Technology makes it possible: Lightning-fast reactions
Highway Pilot Connect shows what opportunities and concrete benefits can result from connecting the vehicles not only with each other but also to the infrastructure. The trucks are connected by an on-board telematics platform that uses a special automotive Wi-Fi standard to communicate with the other vehicles and the infrastructure. The system processes the information from the video-link and stereo cameras as well as from the connectivity control unit. There are also short- and long-range radar modules as well as the control unit for multi-sensor data fusion. Thus equipped, the connected trucks can safely negotiate the traffic on the motorway while following the “leader of the pack”. If need be, they are capable of reacting to dangerous situations by initiating emergency braking within 0.1 seconds.
' Once legal approval has been given, we can have our technology production ready in three to four years. '
Martin Zeilinger, Head of Advanced Development at Daimler Trucks
It takes the average driver up to 1.4 seconds to react. “This means that, at a speed of 80 km/h, the truck covers more than 30 extra metres before the driver steps on the brakes. With electronic emergency braking, the distance is just 2.2 metres,” explains Martin Zeilinger, Head of Advance Development at Daimler Trucks. During the motorway journey, Zeilinger attentively follows how “his Actros” performs within the platoon. He also remains unfazed whenever a daredevil motorist cuts in front of the 40-tonner. The truck reacts instantly to maintain a safe distance, immediately closing rank again once the intruder has returned to the overtaking lane. Unlike the driver, the truck is unaffected by a surge of adrenaline or a sudden spike in blood pressure.
Legal approval still required
To enable the driver to know at all times what is happening at the head of the platoon, the camera in the lead truck transmits the picture of the road ahead to a small screen next to the steering wheel. Otherwise the driver’s view is confined to the rear end of the trailer, just 15 metres in front of him. Such a small distance is made possible by platooning and the speedy reactions of the electronics. “Unfortunately, the law has not kept pace with our technology,” admits Zeilinger, referring to the legal hurdles. “Once legal approval has been given, we can have our technology production ready in three to four years.”
Faster to react than the average driver
As Zeilinger explains the technology and the prospects for the future, the Actros, the third member of the platoon, makes its way along the busy motorway towards the Rhineland. The truck’s reactions to the driving manoeuvres of the other platoon members in front of it are surprisingly smooth. “Our Highway Pilot Connect is designed exclusively for use on motorways with clear markings,” explains Zeilinger. And, in some situations, manual intervention is required. “We consciously decided not to include automated lane changing,” says Zeilinger by way of example.
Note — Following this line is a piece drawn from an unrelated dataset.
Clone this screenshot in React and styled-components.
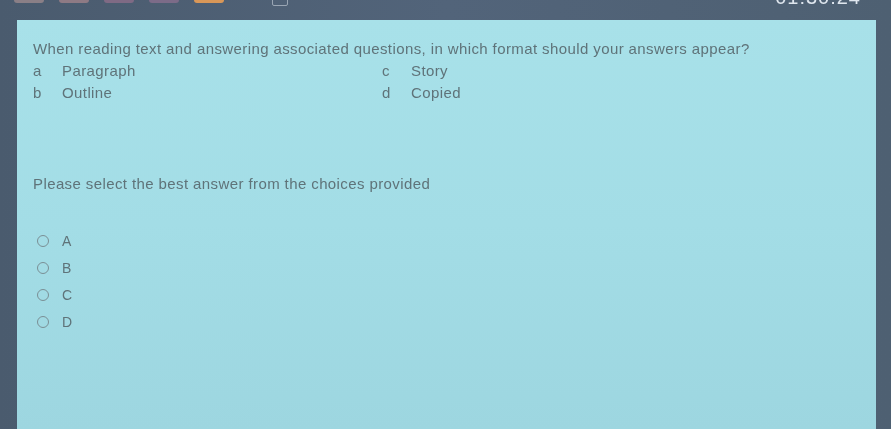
import React from "react";
import styled, { createGlobalStyle } from "styled-components";

const Global = createGlobalStyle`
  html, body { margin: 0; padding: 0; background: #4c5e70; }
  body { font-family: "Liberation Sans", Arial, sans-serif; }
`;

const Screen = styled.div`
  width: 891px;
  height: 429px;
  overflow: hidden;
  background: linear-gradient(90deg, #4a5b6e 0%, #52647a 50%, #4e6072 100%);
  display: flex;
  flex-direction: column;
`;

const TopBar = styled.div`
  height: 20px;
  flex: none;
  position: relative;
  display: flex;
  align-items: flex-start;
  padding-left: 14px;
  gap: 15px;
`;

const Tab = styled.div`
  width: 30px;
  height: 3px;
  border-radius: 0 0 3px 3px;
  background: ${(p) => p.$c};
`;

const CenterMark = styled.div`
  position: absolute;
  left: 272px;
  top: -4px;
  width: 14px;
  height: 8px;
  border: 1px solid #9aa6b4;
  border-radius: 2px;
`;

const Timer = styled.div`
  position: absolute;
  right: 30px;
  top: -14px;
  font-size: 20px;
  color: #dfe6ee;
  letter-spacing: 1px;
  filter: blur(0.6px);
`;

const Panel = styled.div`
  margin-left: 17px;
  width: 859px;
  flex: 1;
  background: linear-gradient(180deg, #a8e1e9 0%, #a3dde6 50%, #9dd6e0 100%);
  padding: 19px 0 0 16px;
  box-sizing: border-box;
  color: #5f7379;
  font-size: 15px;
  letter-spacing: 0.4px;
  filter: blur(0.5px);
`;

const Question = styled.div`
  line-height: 20px;
`;

const Choices = styled.div`
  display: grid;
  grid-template-columns: 349px 200px;
  row-gap: 2px;
  margin-top: 2px;
`;

const Choice = styled.div`
  display: flex;
  line-height: 20px;
`;

const Letter = styled.span`
  width: 29px;
  flex: none;
`;

const Prompt = styled.div`
  margin-top: 71px;
  line-height: 20px;
`;

const Radios = styled.div`
  display: flex;
  flex-direction: column;
  gap: 7px;
  margin-top: 37px;
  padding-left: 4px;
`;

const RadioRow = styled.label`
  display: flex;
  align-items: center;
  height: 20px;
  font-size: 14px;
  letter-spacing: 0;
`;

const Circle = styled.span`
  width: 10px;
  height: 10px;
  border: 1.5px solid #7a8f95;
  border-radius: 50%;
  margin-right: 13px;
`;

const choices = [
  ["a", "Paragraph"],
  ["c", "Story"],
  ["b", "Outline"],
  ["d", "Copied"],
];

export default function App() {
  return (
    <Screen>
      <Global />
      <TopBar>
        <Tab $c="#8a7f86" />
        <Tab $c="#8e7a84" />
        <Tab $c="#7f6a84" />
        <Tab $c="#7c6b88" />
        <Tab $c="#d99758" />
        <CenterMark />
        <Timer>01:30:24</Timer>
      </TopBar>
      <Panel>
        <Question>
          When reading text and answering associated questions, in which format should your answers appear?
        </Question>
        <Choices>
          {choices.map(([l, t]) => (
            <Choice key={l}>
              <Letter>{l}</Letter>
              <span>{t}</span>
            </Choice>
          ))}
        </Choices>
        <Prompt>Please select the best answer from the choices provided</Prompt>
        <Radios>
          {["A", "B", "C", "D"].map((x) => (
            <RadioRow key={x}>
              <Circle />
              {x}
            </RadioRow>
          ))}
        </Radios>
      </Panel>
    </Screen>
  );
}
From trucker to logistician
In this future scenario of digitally connected logistics, the driver would now have time to make contact with the dispatcher at the office of the haulage company and let them know the estimated time of arrival, or he could turn his attention to new freight if the trailer is not full to capacity. This means that, despite the fears of some truckers when they see such a platoon, the driver would not become superfluous. Instead, the job profile would change and even become more skilled.
Around seven percent less fuel
Laymen might be distracted by such logistics tasks and lose their focus on what is happening on the road ahead. Zeilinger plays down such fears, however: “During platooning test drives, we have measured the brain activity of drivers while they carry out secondary activities and we have established that their alertness does not suffer and, in fact, increases by 25 percent.”
Significantly more efficient: Greater road safety along with fuel savings
Platooning allows the existing infrastructure to be used considerably more effectively than at present. This offers significant advantages in view of the fact that freight transport is set to triple in volume over the coming three decades, without commensurate expansion of the road network. The small gaps between the trucks mean that the existing roads can be used considerably more efficiently. Three tractor/semitrailer combinations together take up just 80 metres of road in a platoon, whereas their conventional counterparts need 150 metres. There is also an improvement in road safety, because the platoon’s cameras and sensors detect hazards significantly sooner than a human and react accordingly.
The first haulage companies “are already curious and showing interest in real-world trials,” reports Zeilinger. Word has obviously got about that platooning pays off, especially at the fuel pump. The considerably lower drag reduces the fuel consumption by around seven percent on average. This means that a fully laden 40-tonner can cover up to 100 kilometres on 25 litres on the flat. Ultimately, this also makes economic sense for the customer.